The implementation of adequately funded prevention and education services are vital in fostering
safe and respectful relationships, and ultimately working towards the goal of ending violence against
women, says Jesuit Social Services.

“We applaud the strength and courage of 2021 Australian of the Year Grace Tame and Brittany
Higgins, who today delivered powerful addresses to the National Press Club about the type of
systemic change required to create an Australia where women can reach their potential and live
their lives free of harassment, abuse and violence,” says Jesuit Social Services CEO Julie Edwards.

“As Ms Tame stated, prevention and education must be a critical part of improving outcomes both
now and for Australia’s next generation of leaders. Violence against women and sexual assault are
problems that impact all parts of our society. Adequately funded and effective prevention and
education efforts, including in our schools and with community leaders, can help us reduce and
prevent violence against women and give all Australians the opportunity to thrive.”

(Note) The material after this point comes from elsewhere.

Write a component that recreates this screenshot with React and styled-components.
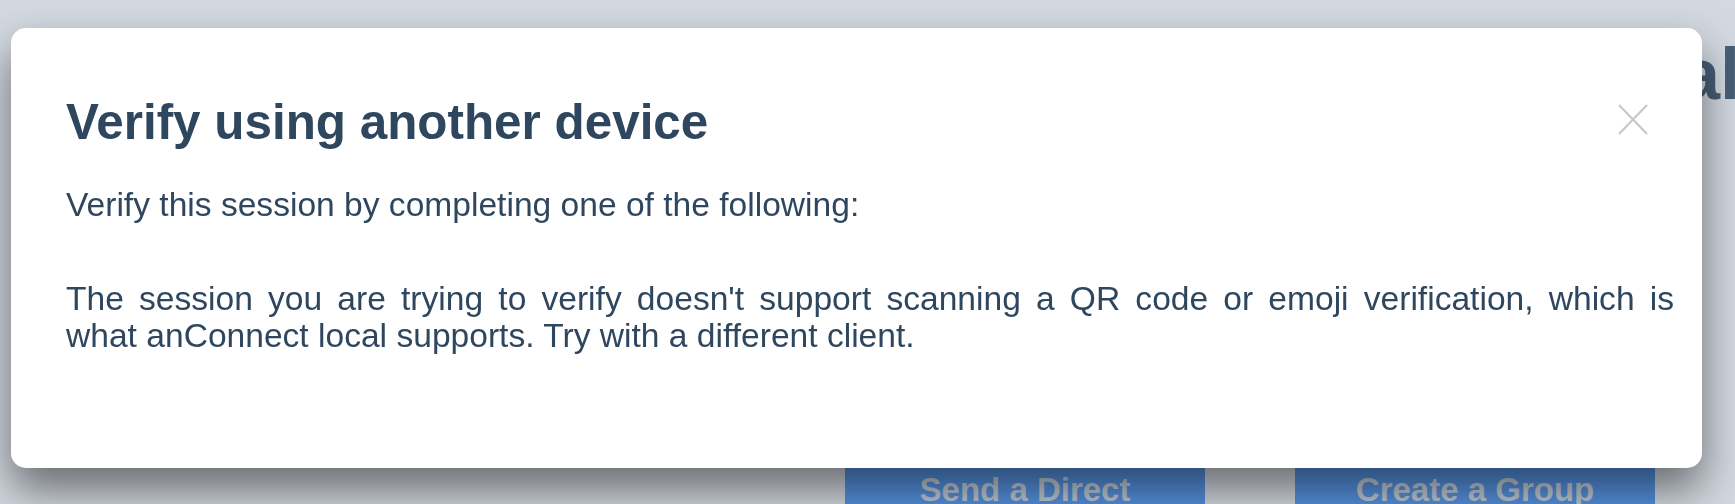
import React from "react";
import styled, { createGlobalStyle } from "styled-components";

const Global = createGlobalStyle`
  html, body {
    margin: 0;
    padding: 0;
    height: 100%;
    overflow: hidden;
  }
  body {
    background: #d3d9e0;
    font-family: "Liberation Sans", Arial, Helvetica, sans-serif;
  }
`;

const Page = styled.div`
  display: flex;
  flex-direction: column;
  padding-top: 38px;
  height: 504px;
  box-sizing: border-box;
  overflow: hidden;
`;

const PageHeading = styled.h1`
  margin: 0 -5px 0 0;
  font-size: 72px;
  line-height: 72px;
  font-weight: 700;
  color: #475f77;
  white-space: nowrap;
  align-self: flex-end;
`;

const ButtonRow = styled.div`
  display: flex;
  justify-content: flex-end;
  gap: 90px;
  padding-right: 80px;
  margin-top: 340px;
`;

const ActionButton = styled.button`
  flex: none;
  width: 360px;
  height: 80px;
  border: none;
  border-radius: 0;
  background: #5592e0;
  color: #c0cad4;
  font-family: "Liberation Sans", Arial, sans-serif;
  font-weight: 700;
  font-size: 33px;
  padding: 0;
`;

const Overlay = styled.div`
  position: fixed;
  inset: 0;
  display: flex;
  align-items: flex-start;
  padding: 28px 0 0 11px;
`;

const Modal = styled.div`
  position: relative;
  width: 1691px;
  box-sizing: border-box;
  background: #ffffff;
  border-radius: 15px;
  padding: 64px 28px 114px 55px;
  box-shadow: 0 22px 44px rgba(0, 0, 0, 0.5);
  color: #2e475f;
`;

const Title = styled.h2`
  margin: 0 0 34px;
  font-size: 49.4px;
  line-height: 60px;
  font-weight: 700;
  color: #2e475f;
`;

const Text = styled.p`
  margin: 0 0 ${(p) => p.$gap || 0}px;
  font-size: 33.6px;
  line-height: 37px;
  font-weight: 400;
  color: #2e475f;
  text-align: ${(p) => (p.$justify ? "justify" : "left")};
`;

const CloseButton = styled.button`
  position: absolute;
  top: 76px;
  right: 54px;
  width: 30px;
  height: 31px;
  padding: 0;
  border: none;
  background: transparent;
  display: flex;
  cursor: pointer;
`;

const CloseIcon = () => (
  <svg width="30" height="31" viewBox="0 0 30 31" fill="none">
    <path d="M1 1 L29 30 M29 1 L1 30" stroke="#c8c8c8" strokeWidth="2.2" />
  </svg>
);

export default function App() {
  return (
    <>
      <Global />
      <Page>
        <PageHeading>Welcome to anConnect local</PageHeading>
        <ButtonRow>
          <ActionButton>Send a Direct</ActionButton>
          <ActionButton>Create a Group</ActionButton>
        </ButtonRow>
      </Page>
      <Overlay>
        <Modal>
          <CloseButton aria-label="Close">
            <CloseIcon />
          </CloseButton>
          <Title>Verify using another device</Title>
          <Text $gap={57}>Verify this session by completing one of the following:</Text>
          <Text $justify>
            The session you are trying to verify doesn't support scanning a QR code or emoji
            verification, which is what{"\u00a0"}anConnect local supports. Try with a different
            client.
          </Text>
        </Modal>
      </Overlay>
    </>
  );
}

Ms Edwards says that respectful relationships education should be provided at all schools, and that
teachers, sports coaches, youth workers and other community leaders who work with boys must be
equipped with the language and skills they need to create positive change around issues of respect.

Jesuit Social Services’ The Men’s Project supports boys and men to live respectful, accountable and
fulfilling lives free from violence and other harmful behaviour with the goal of fostering good men,
respectful relationships and safe communities.

“An important part of our work is understanding the attitudes and behaviours of young Australian
men, and the impact they have on not only their interpersonal relationships but also on the health
and wellbeing of young men themselves,” says Ms Edwards.

“Through our Man Box reports we’ve found that two thirds of young men said that since they were a
boy they had been told a ‘real man’ behaves in a certain way. Critically, we’ve found that young men
who personally endorse a rigid view of traditional masculine stereotypes are more likely to commit
acts of sexual harassment, consider suicide, perform acts of violence and bullying and experience
poorer mental health than young men who don’t subscribe to those beliefs.

“Adherence to rigid ideas about masculinity has extremely damaging consequences for women and
children as well as young men themselves.

“The Men’s Project’s Modelling Respect and Equality (MoRE) program works with community
members and leaders to help them recognise and challenge problematic attitudes and behaviours.
By building the capacity of people who work with boys and men every day, we can all work together
to support our next generation of men to lead healthy, fulfilling and positive lives.

“These efforts are critical in reducing and preventing violence and helping all Australians to flourish.”